> **SHORT TASK**: Pictures are not part of the copy. Retype the lines from the first one through the line that contains "let destination = $state('Куала-Лумпур".

> **DATASET EXCERPT**:

##############################

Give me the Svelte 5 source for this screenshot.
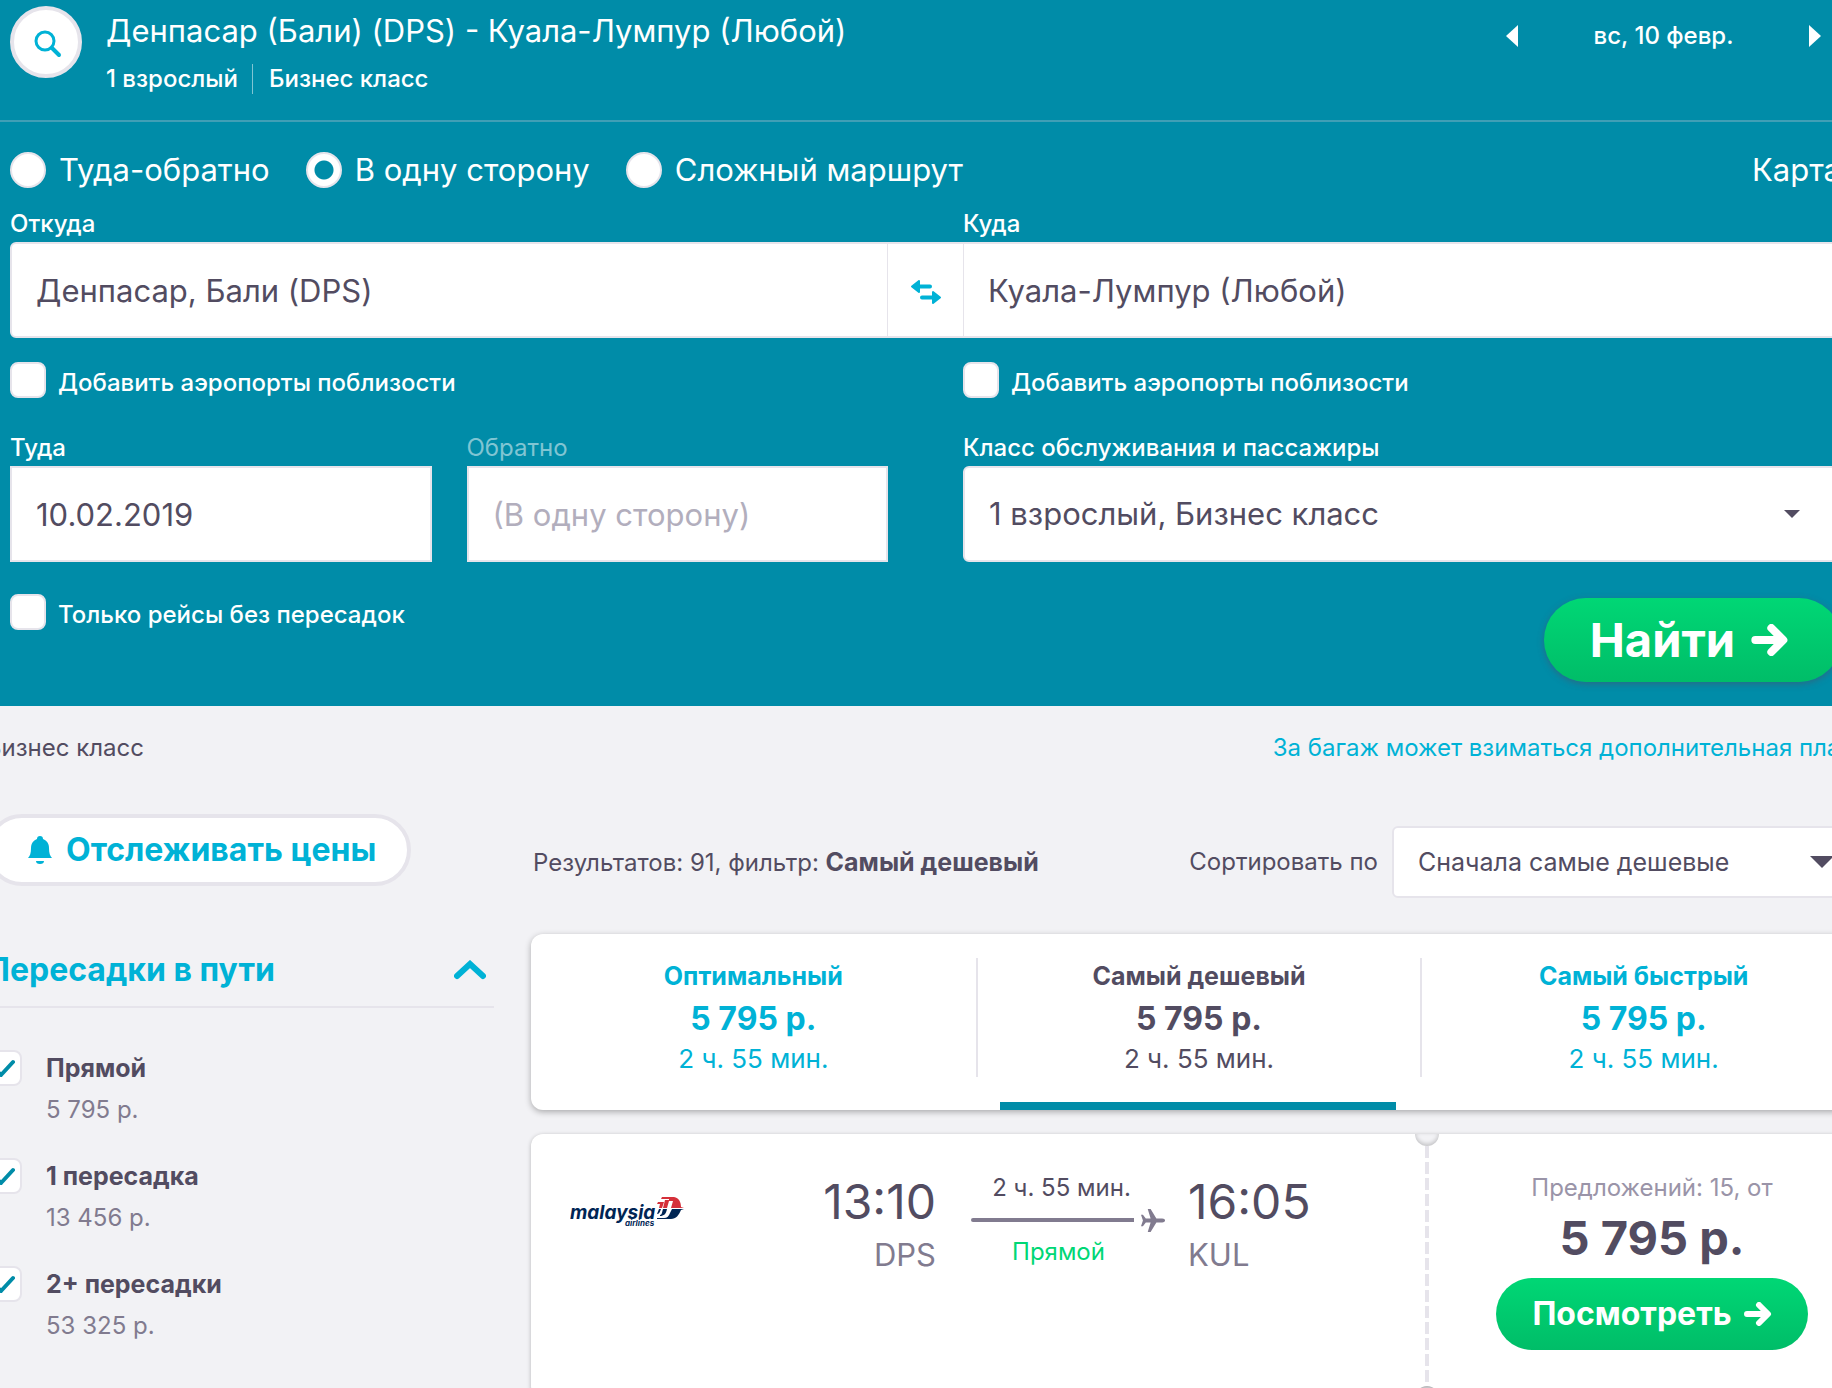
<script lang="ts">
  type Fare = { id: string; title: string; price: string; time: string };
  type Stop = { id: string; label: string; price: string; checked: boolean };

  const tripTypes = [
    { value: 'return', label: 'Туда-обратно' },
    { value: 'oneway', label: 'В одну сторону' },
    { value: 'multi', label: 'Сложный маршрут' }
  ];

  const fares: Fare[] = [
    { id: 'best', title: 'Оптимальный', price: '5 795 р.', time: '2 ч. 55 мин.' },
    { id: 'cheapest', title: 'Самый дешевый', price: '5 795 р.', time: '2 ч. 55 мин.' },
    { id: 'fastest', title: 'Самый быстрый', price: '5 795 р.', time: '2 ч. 55 мин.' }
  ];

  let tripType = $state('oneway');
  let activeFare = $state('cheapest');
  let stopsOpen = $state(true);
  let origin = $state('Денпасар, Бали (DPS)');
  let destination = $state('Куала-Лумпур (Любой)');

  let stops = $state<Stop[]>([
    { id: 'direct', label: 'Прямой', price: '5 795 р.', checked: true },
    { id: 'one', label: '1 пересадка', price: '13 456 р.', checked: true },
    { id: 'two', label: '2+ пересадки', price: '53 325 р.', checked: true }
  ]);

  function swapPlaces() {
    [origin, destination] = [destination, origin];
  }
</script>

{#snippet arrow()}
  <svg class="arrow" viewBox="0 0 28 24" aria-hidden="true">
    <path d="M3 12h20M15 3l9 9-9 9" />
  </svg>
{/snippet}

<div class="page">
  <header class="search">
    <div class="summary">
      <button class="search-toggle" aria-label="Изменить поиск">
        <svg viewBox="0 0 28 28" aria-hidden="true">
          <circle cx="11" cy="11" r="9" />
          <path class="handle" d="M18 18l7 7" />
        </svg>
      </button>
      <div class="route">
        <h1>Денпасар (Бали) (DPS) - Куала-Лумпур (Любой)</h1>
        <p><span>1 взрослый</span><span>Бизнес класс</span></p>
      </div>
      <div class="day-nav">
        <button aria-label="Предыдущий день">
          <svg viewBox="0 0 14 24" aria-hidden="true"><path d="M13 1v22L1 12z" /></svg>
        </button>
        <span>вс, 10 февр.</span>
        <button aria-label="Следующий день">
          <svg viewBox="0 0 14 24" aria-hidden="true"><path d="M1 1v22l12-11z" /></svg>
        </button>
      </div>
    </div>

    <form class="form" onsubmit={(e) => e.preventDefault()}>
      <div class="trip">
        {#each tripTypes as type (type.value)}
          <label>
            <input type="radio" name="trip" value={type.value} bind:group={tripType} />
            {type.label}
          </label>
        {/each}
        <a href="#map">Карта</a>
      </div>

      <div class="places">
        <label class="caption" for="origin">Откуда</label>
        <label class="caption to" for="destination">Куда</label>
        <input class="field from" id="origin" type="text" bind:value={origin} />
        <button class="swap" type="button" aria-label="Поменять местами" onclick={swapPlaces}>
          <svg viewBox="0 0 30 24" aria-hidden="true">
            <path d="M6 6.5h13M24 17.5H11" />
            <path class="head" d="M8 1v11L1 6.5zM22 12v11l7-5.5z" />
          </svg>
        </button>
        <input class="field dest" id="destination" type="text" bind:value={destination} />
      </div>

      <div class="halves">
        <label class="check"><input type="checkbox" /><span>Добавить аэропорты поблизости</span></label>
        <label class="check"><input type="checkbox" /><span>Добавить аэропорты поблизости</span></label>
      </div>

      <div class="halves details">
        <div class="dates">
          <div>
            <label class="caption" for="depart">Туда</label>
            <input class="field" id="depart" type="text" value="10.02.2019" />
          </div>
          <div>
            <label class="caption off" for="return">Обратно</label>
            <input class="field" id="return" type="text" placeholder="(В одну сторону)" />
          </div>
        </div>
        <div>
          <label class="caption" for="cabin">Класс обслуживания и пассажиры</label>
          <div class="select">
            <select class="field rounded" id="cabin">
              <option>1 взрослый, Бизнес класс</option>
            </select>
            <svg class="caret small" viewBox="0 0 18 10" aria-hidden="true"><path d="M1 1h16L9 9z" /></svg>
          </div>
        </div>
      </div>

      <div class="submit-row">
        <label class="check"><input type="checkbox" /><span>Только рейсы без пересадок</span></label>
        <button class="go find" type="submit">Найти {@render arrow()}</button>
      </div>
    </form>
  </header>

  <main class="results">
    <div class="notes">
      <span>Бизнес класс</span>
      <a href="#baggage">За багаж может взиматься дополнительная плата</a>
    </div>

    <div class="columns">
      <aside>
        <button class="track">
          <svg viewBox="0 0 24 28" aria-hidden="true">
            <path d="M12 0a3 3 0 0 1 3 3c4 1.5 6 5 6 9 0 5 1 8 3 10H0c2-2 3-5 3-10 0-4 2-7.500 6-9a3 3 0 0 1 3-3zM8 25h8a4 3 0 0 1-8 0z" />
          </svg>
          Отслеживать цены
        </button>

        <button class="group" aria-expanded={stopsOpen} onclick={() => (stopsOpen = !stopsOpen)}>
          Пересадки в пути
          <svg class:closed={!stopsOpen} viewBox="0 0 32 20" aria-hidden="true"><path d="M3 16L16 4l13 12" /></svg>
        </button>

        {#if stopsOpen}
          <div class="stops">
            {#each stops as stop (stop.id)}
              <label class="stop">
                <input type="checkbox" bind:checked={stop.checked} />
                <span>
                  <strong>{stop.label}</strong>
                  <small>{stop.price}</small>
                </span>
              </label>
            {/each}
          </div>
        {/if}
      </aside>

      <section>
        <div class="toolbar">
          <p>Результатов: 91, фильтр: <strong>Самый дешевый</strong></p>
          <div class="sort">
            <label for="sort">Сортировать по</label>
            <div class="select">
              <select id="sort">
                <option>Сначала самые дешевые</option>
              </select>
              <svg class="caret" viewBox="0 0 26 14" aria-hidden="true"><path d="M1 1h24L13 13z" /></svg>
            </div>
          </div>
        </div>

        <div class="fares">
          {#each fares as fare (fare.id)}
            <button class:active={activeFare === fare.id} onclick={() => (activeFare = fare.id)}>
              <span class="fare">
                <strong>{fare.title}</strong>
                <b>{fare.price}</b>
                <span>{fare.time}</span>
              </span>
            </button>
          {/each}
        </div>

        <article class="ticket">
          <div class="leg">
            <svg class="airline" viewBox="0 0 116 32" role="img" aria-label="Malaysia Airlines">
              <text class="brand" x="0" y="23">malaysia</text>
              <text class="sub" x="55" y="30">airlines</text>
              <path class="red" d="M92 1h12c5 1 7 5 7 10l3 1H101l2-7h-4l-2 7h-4l2-8h4v-1h-8zM88 6h6l-2 6h-3l1-4h-3z" />
              <path class="navy" d="M102 13h12l-3 1c-2 5-5 9-10 9H87v-1h7c3 0 5-2 6-5zM93 13h4c-1 5-3 7-7 7v-1c2 0 2-3 3-6zM89 13h2c-1 3-2 5-4 5z" />
            </svg>
            <div class="stop-info depart">
              <time>13:10</time>
              <abbr title="Денпасар">DPS</abbr>
            </div>
            <div class="flight">
              <span>2 ч. 55 мин.</span>
              <div class="path">
                <i></i>
                <svg viewBox="0 0 26 26" aria-hidden="true">
                  <path d="M25 13c0-1-1-2-3-2h-6L10 1H7l3 10H5L2 7H0l2 6-2 6h2l3-4h5L7 25h3l6-10h6c2 0 3-1 3-2z" />
                </svg>
              </div>
              <em>Прямой</em>
            </div>
            <div class="stop-info">
              <time>16:05</time>
              <abbr title="Куала-Лумпур">KUL</abbr>
            </div>
          </div>
          <div class="tear"></div>
          <div class="deal">
            <span>Предложений: 15, от</span>
            <b>5 795 р.</b>
            <button class="go">Посмотреть {@render arrow()}</button>
          </div>
        </article>
      </section>
    </div>
  </main>
</div>

<style>
  :global(body) {
    margin: 0;
    background: #f2f2f5;
  }

  .page {
    --teal: #008ca8;
    --cyan: #00b2d6;
    --ink: #524c61;
    --muted: #817b8f;
    --line: #e6e4eb;
    overflow: hidden;
    color: var(--ink);
    font-family: Inter, 'Liberation Sans', sans-serif;
    font-size: 24px;
    line-height: 32px;
  }

  *,
  *::before,
  *::after {
    box-sizing: border-box;
  }

  button,
  input,
  select {
    font: inherit;
    color: inherit;
  }

  button {
    padding: 0;
    border: 0;
    background: none;
    cursor: pointer;
  }

  h1,
  p {
    margin: 0;
  }

  a {
    text-decoration: none;
  }

  svg {
    display: block;
    flex: none;
    fill: currentColor;
  }

  /* search header */
  .search {
    background: var(--teal);
    color: #fff;
  }

  .summary {
    display: flex;
    align-items: flex-start;
    height: 122px;
    padding: 6px 10px;
    border-bottom: 2px solid #409fb6;
  }

  .search-toggle {
    display: grid;
    place-items: center;
    width: 72px;
    height: 72px;
    margin-right: 24px;
    padding: 4px 0 0 4px;
    border: 4px solid var(--line);
    border-radius: 50%;
    background: #fff;
    color: var(--cyan);
  }

  .search-toggle svg {
    width: 28px;
    height: 28px;
    fill: none;
    stroke: currentColor;
    stroke-width: 3;
    stroke-linecap: round;
  }

  .search-toggle .handle {
    stroke-width: 4;
  }

  .route {
    flex: 1;
  }

  .route h1 {
    font-size: 31px;
    font-weight: 400;
    line-height: 50px;
  }

  .route p {
    display: flex;
    padding-top: 8px;
    font-weight: 500;
    line-height: 30px;
  }

  .route p span + span {
    margin-left: 14px;
    padding-left: 16px;
    border-left: 1px solid #80c5d3;
  }

  .day-nav {
    display: flex;
    align-items: center;
    justify-content: space-between;
    width: 317px;
    padding-top: 14px;
    font-weight: 500;
  }

  .day-nav svg {
    width: 14px;
    height: 24px;
  }

  .form {
    margin: 0 -9px 0 10px;
    padding: 24px 0;
  }

  .trip {
    display: flex;
    gap: 36px;
    align-items: center;
    height: 48px;
    font-size: 31px;
  }

  .trip label {
    display: flex;
    align-items: center;
    gap: 13px;
  }

  .trip a {
    margin-left: auto;
    color: inherit;
  }

  .trip input {
    appearance: none;
    width: 36px;
    height: 36px;
    margin: 0;
    border: 2px solid var(--line);
    border-radius: 50%;
    background: #fff;
  }

  .trip input:checked {
    background: radial-gradient(var(--teal) 9px, #fff 10px);
  }

  .caption {
    display: block;
    height: 48px;
    padding-top: 14px;
    font-weight: 500;
    line-height: 32px;
  }

  .caption.off {
    color: #80c5d3;
    font-weight: 400;
  }

  .places {
    display: grid;
    grid-template-columns: 1fr 75px 1fr;
  }

  .caption.to {
    grid-column: 3;
  }

  .field {
    display: block;
    width: 100%;
    height: 96px;
    margin: 0;
    padding: 0 24px;
    border: 2px solid var(--line);
    border-radius: 0;
    background: #fff;
    color: var(--ink);
    font-size: 31px;
  }

  .field::placeholder {
    color: #b2aebd;
    opacity: 1;
  }

  .field.from {
    border-right-width: 1px;
    border-radius: 6px 0 0 6px;
  }

  .field.dest {
    border-left-width: 1px;
  }

  .field.rounded {
    border-radius: 6px;
  }

  .swap {
    display: grid;
    place-items: center;
    padding-top: 4px;
    border: solid var(--line);
    border-width: 2px 0;
    background: #fff;
    color: var(--cyan);
  }

  .swap svg {
    width: 30px;
    height: 24px;
    stroke: currentColor;
    stroke-width: 4;
    stroke-linecap: round;
    stroke-linejoin: round;
  }

  .swap .head {
    stroke-width: 2;
  }

  .halves {
    display: grid;
    grid-template-columns: 1fr 1fr;
    gap: 75px;
    padding-top: 24px;
  }

  .halves.details {
    padding-top: 20px;
  }

  .dates {
    display: grid;
    grid-template-columns: 1fr 1fr;
    gap: 35px;
  }

  .check {
    display: flex;
    gap: 12px;
    height: 36px;
    font-weight: 500;
  }

  .check span {
    padding-top: 5px;
  }

  .check input,
  .stop input {
    appearance: none;
    flex: none;
    width: 36px;
    height: 36px;
    margin: 0;
    border: 2px solid var(--line);
    border-radius: 8px;
    background: #fff;
  }

  .check input:checked,
  .stop input:checked {
    background: #fff url("data:image/svg+xml,%3Csvg xmlns='http://www.w3.org/2000/svg' viewBox='0 0 32 32' fill='none' stroke='%23008ca8' stroke-width='4' stroke-linecap='round' stroke-linejoin='round'%3E%3Cpath d='M7 17l6 6 12-13'/%3E%3C/svg%3E") center / 32px no-repeat;
  }

  .select {
    display: grid;
    align-items: center;
  }

  .select select,
  .select .caret {
    grid-area: 1 / 1;
  }

  .select select {
    appearance: none;
  }

  .caret {
    justify-self: end;
    width: 26px;
    height: 14px;
    margin-right: 30px;
    color: var(--ink);
    pointer-events: none;
  }

  .caret.small {
    width: 18px;
    height: 10px;
    margin-right: 40px;
  }

  .submit-row {
    display: flex;
    align-items: flex-start;
    justify-content: space-between;
    padding-top: 36px;
  }

  .submit-row .check {
    margin-top: -4px;
  }

  .go {
    display: flex;
    align-items: center;
    justify-content: center;
    gap: 12px;
    height: 72px;
    padding: 0 36px;
    border-radius: 42px;
    background: linear-gradient(#00d775, #00bd68);
    color: #fff;
    font-size: 32px;
    font-weight: 700;
  }

  .arrow {
    width: 28px;
    height: 24px;
    fill: none;
    stroke: currentColor;
    stroke-width: 6;
    stroke-linecap: round;
    stroke-linejoin: round;
  }

  .go.find {
    gap: 16px;
    height: 84px;
    padding: 0 52px 0 46px;
    box-shadow: 0 2px 6px rgba(82, 76, 97, 0.5);
    font-size: 47px;
  }

  .find .arrow {
    width: 38px;
    height: 32px;
  }

  /* results */
  .results {
    margin: 0 -33px 0 -14px;
  }

  .notes {
    display: flex;
    justify-content: space-between;
    padding: 26px 0 0;
  }

  .notes a {
    color: var(--cyan);
    white-space: nowrap;
  }

  .columns {
    display: grid;
    grid-template-columns: 508px 1fr;
    gap: 37px;
    padding-top: 50px;
  }

  .track {
    display: flex;
    align-items: center;
    gap: 14px;
    height: 72px;
    padding: 0 31px 0 38px;
    border: 4px solid var(--line);
    border-radius: 36px;
    background: #fff;
    color: var(--cyan);
    font-size: 32px;
    font-weight: 700;
    white-space: nowrap;
  }

  .track svg {
    width: 24px;
    height: 28px;
  }

  .group {
    display: flex;
    align-items: center;
    justify-content: space-between;
    width: 100%;
    height: 74px;
    margin: 48px 0 42px;
    padding-right: 8px;
    border-bottom: 2px solid var(--line);
    color: var(--cyan);
    font-size: 32px;
    font-weight: 700;
  }

  .group svg {
    width: 32px;
    height: 20px;
    fill: none;
    stroke: currentColor;
    stroke-width: 6;
    stroke-linecap: round;
  }

  .group svg.closed {
    transform: rotate(180deg);
  }

  .stops {
    display: grid;
    gap: 28px;
  }

  .stop {
    display: flex;
    gap: 24px;
    height: 80px;
  }

  .stop strong,
  .stop small {
    display: block;
  }

  .stop strong {
    font-size: 25px;
    line-height: 36px;
  }

  .stop small {
    padding-top: 4px;
    color: var(--muted);
    font-size: 24px;
    line-height: 40px;
  }

  .toolbar {
    display: flex;
    align-items: center;
    justify-content: space-between;
    height: 72px;
    margin-top: 12px;
    padding-left: 2px;
  }

  .toolbar strong {
    font-size: 25px;
  }

  .sort {
    display: flex;
    align-items: center;
    gap: 14px;
  }

  .sort select {
    width: 473px;
    height: 72px;
    padding: 0 24px;
    border: 2px solid var(--line);
    border-radius: 6px;
    background: #fff;
    font-size: 25px;
  }

  .fares {
    display: grid;
    grid-template-columns: repeat(3, 1fr);
    height: 176px;
    margin-top: 36px;
    padding: 24px 0 0;
    border-radius: 12px;
    background: #fff;
    box-shadow: 0 2px 6px rgba(0, 0, 0, 0.3);
  }

  .fares button {
    display: flex;
    flex-direction: column;
    justify-content: space-between;
    color: var(--cyan);
  }

  .fares button.active {
    color: var(--ink);
  }

  .fares button::after {
    content: '';
    align-self: center;
    width: calc(100% - 48px);
    height: 8px;
  }

  .fares button.active::after {
    background: var(--teal);
  }

  .fare {
    width: 100%;
    height: 119px;
    padding-top: 2px;
  }

  .fares button + button .fare {
    border-left: 2px solid var(--line);
  }

  .fare strong,
  .fare b,
  .fare span {
    display: block;
  }

  .fare strong {
    font-size: 25px;
  }

  .fare b {
    padding-top: 3px;
    font-size: 32px;
    line-height: 48px;
  }

  .fare span {
    font-size: 26px;
  }

  .ticket {
    display: flex;
    height: 264px;
    margin-top: 24px;
    border-radius: 12px;
    background: #fff;
    box-shadow: 0 1px 4px rgba(0, 0, 0, 0.25);
  }

  .leg {
    display: flex;
    flex: 1;
    align-items: flex-start;
    padding: 40px 101px 0 39px;
  }

  .airline {
    width: 116px;
    height: 32px;
    margin: 22px auto 0 0;
  }

  .airline text {
    fill: #002554;
    font-style: italic;
    font-weight: 700;
  }

  .airline .brand {
    font-size: 19px;
  }

  .airline .sub {
    font-size: 8px;
  }

  .airline .red {
    fill: #d5303a;
  }

  .airline .navy {
    fill: #002554;
  }

  .stop-info {
    width: 126px;
  }

  .stop-info.depart {
    text-align: right;
  }

  .stop-info time,
  .stop-info abbr {
    display: block;
    font-size: 31px;
    line-height: 50px;
    text-decoration: none;
  }

  .stop-info time {
    font-size: 48px;
    line-height: 56px;
  }

  .stop-info abbr {
    color: var(--muted);
  }

  .flight {
    width: 195px;
    margin: 0 22px 0 35px;
    text-align: center;
  }

  .flight > span,
  .flight > em {
    display: block;
    padding-right: 14px;
    font-style: normal;
    line-height: 28px;
  }

  .flight > em {
    padding-right: 20px;
    color: #00d775;
  }

  .path {
    display: flex;
    align-items: center;
    gap: 7px;
    height: 36px;
    color: var(--muted);
  }

  .path i {
    flex: 1;
    height: 4px;
    border-radius: 2px 0 0 2px;
    background: currentColor;
  }

  .path svg {
    width: 25px;
    height: 25px;
  }

  /* perforated edge between the legs and the price */
  .tear {
    display: flex;
    flex-direction: column;
    align-items: center;
    justify-content: space-between;
    width: 24px;
    overflow: hidden;
    background: repeating-linear-gradient(var(--line) 0 12px, #fff 12px 16px) center 12px / 4px 240px no-repeat;
  }

  .tear::before,
  .tear::after {
    content: '';
    width: 24px;
    height: 12px;
    border-radius: 0 0 12px 12px;
    background: #f2f2f5;
    box-shadow: inset 0 -2px 4px rgba(0, 0, 0, 0.2);
  }

  .tear::after {
    border-radius: 12px 12px 0 0;
    box-shadow: inset 0 2px 4px rgba(0, 0, 0, 0.3);
  }

  .deal {
    display: flex;
    flex-direction: column;
    align-items: center;
    width: 426px;
    padding-top: 38px;
  }

  .deal > span {
    color: #9a94a8;
  }

  .deal b {
    padding-top: 4px;
    font-size: 47px;
    line-height: 60px;
  }

  .deal .go {
    margin-top: 10px;
  }
</style>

##############################

> **SOLUTION TO THE EXERCISE**:
Give me the Svelte 5 source for this screenshot.
<script lang="ts">
  type Fare = { id: string; title: string; price: string; time: string };
  type Stop = { id: string; label: string; price: string; checked: boolean };

  const tripTypes = [
    { value: 'return', label: 'Туда-обратно' },
    { value: 'oneway', label: 'В одну сторону' },
    { value: 'multi', label: 'Сложный маршрут' }
  ];

  const fares: Fare[] = [
    { id: 'best', title: 'Оптимальный', price: '5 795 р.', time: '2 ч. 55 мин.' },
    { id: 'cheapest', title: 'Самый дешевый', price: '5 795 р.', time: '2 ч. 55 мин.' },
    { id: 'fastest', title: 'Самый быстрый', price: '5 795 р.', time: '2 ч. 55 мин.' }
  ];

  let tripType = $state('oneway');
  let activeFare = $state('cheapest');
  let stopsOpen = $state(true);
  let origin = $state('Денпасар, Бали (DPS)');
  let destination = $state('Куала-Лумпур (Любой)');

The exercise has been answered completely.